======== DATASET SECTION ========

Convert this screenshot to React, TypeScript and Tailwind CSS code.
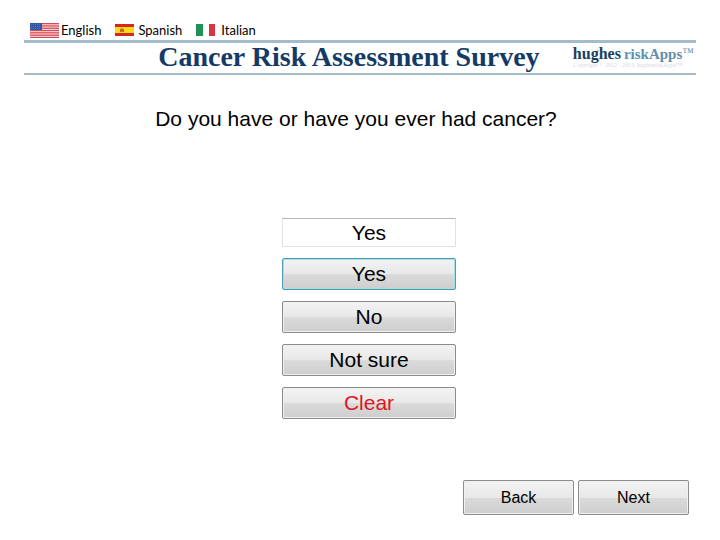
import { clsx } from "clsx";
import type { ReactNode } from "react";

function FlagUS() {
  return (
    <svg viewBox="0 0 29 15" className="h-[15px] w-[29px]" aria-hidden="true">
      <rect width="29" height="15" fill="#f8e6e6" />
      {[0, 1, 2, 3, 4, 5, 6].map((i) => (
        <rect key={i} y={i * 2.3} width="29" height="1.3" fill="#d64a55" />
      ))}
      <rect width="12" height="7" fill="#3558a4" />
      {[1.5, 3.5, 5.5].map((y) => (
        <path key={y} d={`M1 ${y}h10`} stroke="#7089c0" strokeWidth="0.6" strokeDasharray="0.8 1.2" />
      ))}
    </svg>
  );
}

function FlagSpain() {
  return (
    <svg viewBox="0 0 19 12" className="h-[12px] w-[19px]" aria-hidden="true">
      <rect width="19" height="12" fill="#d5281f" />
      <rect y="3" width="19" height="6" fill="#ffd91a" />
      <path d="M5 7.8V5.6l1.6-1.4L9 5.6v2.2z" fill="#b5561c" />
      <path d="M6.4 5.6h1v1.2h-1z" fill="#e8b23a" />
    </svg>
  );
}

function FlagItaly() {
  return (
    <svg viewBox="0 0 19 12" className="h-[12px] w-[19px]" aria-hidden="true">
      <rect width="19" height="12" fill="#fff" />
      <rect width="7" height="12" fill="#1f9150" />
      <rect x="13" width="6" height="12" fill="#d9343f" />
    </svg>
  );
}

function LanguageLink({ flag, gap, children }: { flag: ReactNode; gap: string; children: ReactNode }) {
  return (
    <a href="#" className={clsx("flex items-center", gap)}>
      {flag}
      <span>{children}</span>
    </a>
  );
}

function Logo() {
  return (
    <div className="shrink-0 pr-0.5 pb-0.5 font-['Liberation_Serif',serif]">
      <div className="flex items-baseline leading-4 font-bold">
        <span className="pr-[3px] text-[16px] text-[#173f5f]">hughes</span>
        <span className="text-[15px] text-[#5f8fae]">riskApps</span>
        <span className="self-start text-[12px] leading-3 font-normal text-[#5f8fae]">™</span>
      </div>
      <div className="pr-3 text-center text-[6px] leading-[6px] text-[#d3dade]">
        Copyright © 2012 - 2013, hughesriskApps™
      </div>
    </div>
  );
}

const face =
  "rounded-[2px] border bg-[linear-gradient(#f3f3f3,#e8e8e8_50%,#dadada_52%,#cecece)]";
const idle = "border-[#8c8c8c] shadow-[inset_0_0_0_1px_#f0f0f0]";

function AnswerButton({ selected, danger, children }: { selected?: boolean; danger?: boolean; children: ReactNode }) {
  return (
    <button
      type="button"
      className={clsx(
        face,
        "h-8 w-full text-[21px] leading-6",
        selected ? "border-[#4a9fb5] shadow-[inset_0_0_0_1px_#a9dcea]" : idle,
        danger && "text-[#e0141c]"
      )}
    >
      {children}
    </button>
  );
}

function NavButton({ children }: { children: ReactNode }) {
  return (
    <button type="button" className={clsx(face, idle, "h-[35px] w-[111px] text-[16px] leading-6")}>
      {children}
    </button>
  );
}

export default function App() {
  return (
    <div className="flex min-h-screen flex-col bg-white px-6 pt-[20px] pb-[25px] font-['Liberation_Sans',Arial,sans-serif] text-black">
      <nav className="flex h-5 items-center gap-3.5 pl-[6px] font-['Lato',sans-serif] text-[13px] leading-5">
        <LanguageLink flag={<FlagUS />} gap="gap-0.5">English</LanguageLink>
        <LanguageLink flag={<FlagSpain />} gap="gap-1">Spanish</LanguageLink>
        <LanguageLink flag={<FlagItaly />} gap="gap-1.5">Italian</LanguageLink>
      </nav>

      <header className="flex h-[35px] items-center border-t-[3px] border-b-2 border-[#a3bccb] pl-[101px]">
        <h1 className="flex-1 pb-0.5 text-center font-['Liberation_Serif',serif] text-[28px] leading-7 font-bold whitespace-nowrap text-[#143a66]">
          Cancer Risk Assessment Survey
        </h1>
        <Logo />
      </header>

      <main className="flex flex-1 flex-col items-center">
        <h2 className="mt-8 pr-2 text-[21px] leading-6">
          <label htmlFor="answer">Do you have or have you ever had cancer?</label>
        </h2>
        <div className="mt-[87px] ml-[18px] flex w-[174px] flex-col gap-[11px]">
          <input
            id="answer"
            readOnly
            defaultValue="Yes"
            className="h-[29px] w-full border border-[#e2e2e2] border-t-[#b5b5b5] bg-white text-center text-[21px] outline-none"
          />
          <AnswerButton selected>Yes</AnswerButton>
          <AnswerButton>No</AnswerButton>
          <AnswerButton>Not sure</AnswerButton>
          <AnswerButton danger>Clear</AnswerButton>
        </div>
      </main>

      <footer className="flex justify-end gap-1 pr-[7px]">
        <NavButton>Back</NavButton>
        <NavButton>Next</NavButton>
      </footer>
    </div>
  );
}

========

_PROBLEM DESCRIPTION_
Skipping the pictures, transcribe each line above exactly as it appears.

_REPLY_
Convert this screenshot to React, TypeScript and Tailwind CSS code.
import { clsx } from "clsx";
import type { ReactNode } from "react";

function FlagUS() {
  return (
    <svg viewBox="0 0 29 15" className="h-[15px] w-[29px]" aria-hidden="true">
      <rect width="29" height="15" fill="#f8e6e6" />
      {[0, 1, 2, 3, 4, 5, 6].map((i) => (
        <rect key={i} y={i * 2.3} width="29" height="1.3" fill="#d64a55" />
      ))}
      <rect width="12" height="7" fill="#3558a4" />
      {[1.5, 3.5, 5.5].map((y) => (
        <path key={y} d={`M1 ${y}h10`} stroke="#7089c0" strokeWidth="0.6" strokeDasharray="0.8 1.2" />
      ))}
    </svg>
  );
}

function FlagSpain() {
  return (
    <svg viewBox="0 0 19 12" className="h-[12px] w-[19px]" aria-hidden="true">
      <rect width="19" height="12" fill="#d5281f" />
      <rect y="3" width="19" height="6" fill="#ffd91a" />
      <path d="M5 7.8V5.6l1.6-1.4L9 5.6v2.2z" fill="#b5561c" />
      <path d="M6.4 5.6h1v1.2h-1z" fill="#e8b23a" />
    </svg>
  );
}

function FlagItaly() {
  return (
    <svg viewBox="0 0 19 12" className="h-[12px] w-[19px]" aria-hidden="true">
      <rect width="19" height="12" fill="#fff" />
      <rect width="7" height="12" fill="#1f9150" />
      <rect x="13" width="6" height="12" fill="#d9343f" />
    </svg>
  );
}

function LanguageLink({ flag, gap, children }: { flag: ReactNode; gap: string; children: ReactNode }) {
  return (
    <a href="#" className={clsx("flex items-center", gap)}>
      {flag}
      <span>{children}</span>
    </a>
  );
}

function Logo() {
  return (
    <div className="shrink-0 pr-0.5 pb-0.5 font-['Liberation_Serif',serif]">
      <div className="flex items-baseline leading-4 font-bold">
        <span className="pr-[3px] text-[16px] text-[#173f5f]">hughes</span>
        <span className="text-[15px] text-[#5f8fae]">riskApps</span>
        <span className="self-start text-[12px] leading-3 font-normal text-[#5f8fae]">™</span>
      </div>
      <div className="pr-3 text-center text-[6px] leading-[6px] text-[#d3dade]">
        Copyright © 2012 - 2013, hughesriskApps™
      </div>
    </div>
  );
}

const face =
  "rounded-[2px] border bg-[linear-gradient(#f3f3f3,#e8e8e8_50%,#dadada_52%,#cecece)]";
const idle = "border-[#8c8c8c] shadow-[inset_0_0_0_1px_#f0f0f0]";

function AnswerButton({ selected, danger, children }: { selected?: boolean; danger?: boolean; children: ReactNode }) {
  return (
    <button
      type="button"
      className={clsx(
        face,
        "h-8 w-full text-[21px] leading-6",
        selected ? "border-[#4a9fb5] shadow-[inset_0_0_0_1px_#a9dcea]" : idle,
        danger && "text-[#e0141c]"
      )}
    >
      {children}
    </button>
  );
}

function NavButton({ children }: { children: ReactNode }) {
  return (
    <button type="button" className={clsx(face, idle, "h-[35px] w-[111px] text-[16px] leading-6")}>
      {children}
    </button>
  );
}

export default function App() {
  return (
    <div className="flex min-h-screen flex-col bg-white px-6 pt-[20px] pb-[25px] font-['Liberation_Sans',Arial,sans-serif] text-black">
      <nav className="flex h-5 items-center gap-3.5 pl-[6px] font-['Lato',sans-serif] text-[13px] leading-5">
        <LanguageLink flag={<FlagUS />} gap="gap-0.5">English</LanguageLink>
        <LanguageLink flag={<FlagSpain />} gap="gap-1">Spanish</LanguageLink>
        <LanguageLink flag={<FlagItaly />} gap="gap-1.5">Italian</LanguageLink>
      </nav>

      <header className="flex h-[35px] items-center border-t-[3px] border-b-2 border-[#a3bccb] pl-[101px]">
        <h1 className="flex-1 pb-0.5 text-center font-['Liberation_Serif',serif] text-[28px] leading-7 font-bold whitespace-nowrap text-[#143a66]">
          Cancer Risk Assessment Survey
        </h1>
        <Logo />
      </header>

      <main className="flex flex-1 flex-col items-center">
        <h2 className="mt-8 pr-2 text-[21px] leading-6">
          <label htmlFor="answer">Do you have or have you ever had cancer?</label>
        </h2>
        <div className="mt-[87px] ml-[18px] flex w-[174px] flex-col gap-[11px]">
          <input
            id="answer"
            readOnly
            defaultValue="Yes"
            className="h-[29px] w-full border border-[#e2e2e2] border-t-[#b5b5b5] bg-white text-center text-[21px] outline-none"
          />
          <AnswerButton selected>Yes</AnswerButton>
          <AnswerButton>No</AnswerButton>
          <AnswerButton>Not sure</AnswerButton>
          <AnswerButton danger>Clear</AnswerButton>
        </div>
      </main>

      <footer className="flex justify-end gap-1 pr-[7px]">
        <NavButton>Back</NavButton>
        <NavButton>Next</NavButton>
      </footer>
    </div>
  );
}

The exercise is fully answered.